Early on the morning of October 2, 1992, 31 officers from the Los Angeles Sheriff's Department, Drug Enforcement Administration, Border Patrol, National Guard and Park Service entered the Scott's 200-acre ranch. They planned to arrest Scott for allegedly running a 4,000-plant marijuana plantation. When deputies broke down the door to Scott's house, Scott's wife would later tell reporters, she screamed, "Don't shoot me. Don't kill me." That brought Scott staggering out of the bedroom, bleary-eyed from a cataract operation -- holding a .38 caliber Colt snub-nosed revolver over his head. When he pointed it in the direction of the deputies, they killed him.

Later, the lead agent in the case, sheriff's deputy Gary Spencer and his partner John Cater posed for photographs arm-in-arm outside Scott's cabin.

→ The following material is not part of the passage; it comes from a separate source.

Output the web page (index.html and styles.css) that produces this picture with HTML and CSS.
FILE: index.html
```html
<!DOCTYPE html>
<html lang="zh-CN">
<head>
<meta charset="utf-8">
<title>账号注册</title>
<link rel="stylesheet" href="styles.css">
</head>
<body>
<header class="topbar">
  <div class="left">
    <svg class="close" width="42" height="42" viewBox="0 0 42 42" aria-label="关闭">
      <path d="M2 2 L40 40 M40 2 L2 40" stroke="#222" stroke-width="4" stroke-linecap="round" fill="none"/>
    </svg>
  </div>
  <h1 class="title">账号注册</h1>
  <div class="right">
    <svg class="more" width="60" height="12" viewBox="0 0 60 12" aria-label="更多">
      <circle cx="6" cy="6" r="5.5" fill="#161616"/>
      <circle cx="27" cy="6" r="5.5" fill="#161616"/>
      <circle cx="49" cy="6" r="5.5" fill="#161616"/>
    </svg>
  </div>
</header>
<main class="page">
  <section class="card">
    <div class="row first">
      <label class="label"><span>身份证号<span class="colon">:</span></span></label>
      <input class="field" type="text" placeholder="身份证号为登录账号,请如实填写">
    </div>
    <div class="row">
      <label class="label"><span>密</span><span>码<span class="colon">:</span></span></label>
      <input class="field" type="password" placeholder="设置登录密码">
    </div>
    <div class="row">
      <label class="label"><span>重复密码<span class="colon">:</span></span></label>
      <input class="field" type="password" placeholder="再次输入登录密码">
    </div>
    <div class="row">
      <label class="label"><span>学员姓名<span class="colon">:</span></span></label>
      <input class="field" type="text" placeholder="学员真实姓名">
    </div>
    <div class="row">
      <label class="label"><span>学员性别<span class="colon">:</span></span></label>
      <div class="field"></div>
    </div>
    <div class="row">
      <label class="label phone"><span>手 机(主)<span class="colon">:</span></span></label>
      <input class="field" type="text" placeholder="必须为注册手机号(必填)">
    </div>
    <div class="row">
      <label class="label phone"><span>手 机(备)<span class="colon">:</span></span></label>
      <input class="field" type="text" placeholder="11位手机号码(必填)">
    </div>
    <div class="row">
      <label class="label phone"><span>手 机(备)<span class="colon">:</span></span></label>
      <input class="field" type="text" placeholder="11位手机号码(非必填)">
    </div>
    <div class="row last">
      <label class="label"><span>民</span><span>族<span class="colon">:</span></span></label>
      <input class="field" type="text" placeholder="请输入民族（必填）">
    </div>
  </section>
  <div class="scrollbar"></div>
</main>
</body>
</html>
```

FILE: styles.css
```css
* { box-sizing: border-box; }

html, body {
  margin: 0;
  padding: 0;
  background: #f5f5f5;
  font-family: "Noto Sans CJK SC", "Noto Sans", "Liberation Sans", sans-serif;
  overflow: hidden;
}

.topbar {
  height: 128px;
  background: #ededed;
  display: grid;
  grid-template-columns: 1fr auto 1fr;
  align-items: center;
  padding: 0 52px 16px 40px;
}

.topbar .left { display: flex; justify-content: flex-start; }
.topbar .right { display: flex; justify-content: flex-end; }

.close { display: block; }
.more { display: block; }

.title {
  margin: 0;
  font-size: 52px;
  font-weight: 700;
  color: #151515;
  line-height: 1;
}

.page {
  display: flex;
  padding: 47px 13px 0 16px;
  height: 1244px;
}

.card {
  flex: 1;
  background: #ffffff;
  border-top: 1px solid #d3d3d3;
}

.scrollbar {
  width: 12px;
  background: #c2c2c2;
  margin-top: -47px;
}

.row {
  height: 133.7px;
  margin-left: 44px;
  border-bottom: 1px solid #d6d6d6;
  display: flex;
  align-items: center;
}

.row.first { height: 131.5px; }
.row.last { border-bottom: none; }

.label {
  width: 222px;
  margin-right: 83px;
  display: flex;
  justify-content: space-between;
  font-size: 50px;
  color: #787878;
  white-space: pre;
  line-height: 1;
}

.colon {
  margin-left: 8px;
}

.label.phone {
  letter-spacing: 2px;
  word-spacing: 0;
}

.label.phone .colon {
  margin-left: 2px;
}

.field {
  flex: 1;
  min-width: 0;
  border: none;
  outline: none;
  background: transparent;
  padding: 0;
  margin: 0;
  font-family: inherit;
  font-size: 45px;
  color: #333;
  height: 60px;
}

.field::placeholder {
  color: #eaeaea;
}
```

Despite a subsequent search of Scott's ranch using helicopters, dogs, searchers on foot, and a high-tech Jet Propulsion Laboratory device for detecting trace amounts of sinsemilla, no marijuana -- or any other illegal drug -- was ever found.

[edit] The Fallout

Scott's widow, the former Frances Plante, along with four of Scott's children from prior marriages, subsequently filed a $100 million wrongful death suit against the county and federal government. For eight years the case dragged on, requiring the services of 15 attorneys and some 30 volume binders to hold all the court documents. In January 2003, attorneys for Los Angeles County and the federal government agreed to settle with Scott's heirs and estate, even though the sheriff's department still maintained its deputies had done nothing wrong.

[edit] Conspiracy Theories

It is suspected that the reason for the raid was that the Scott ranch was located on land wanted by the Park Service and that Mr. Scott refused to sell, and so asset forfeiture laws were to be used to acquire the property instead.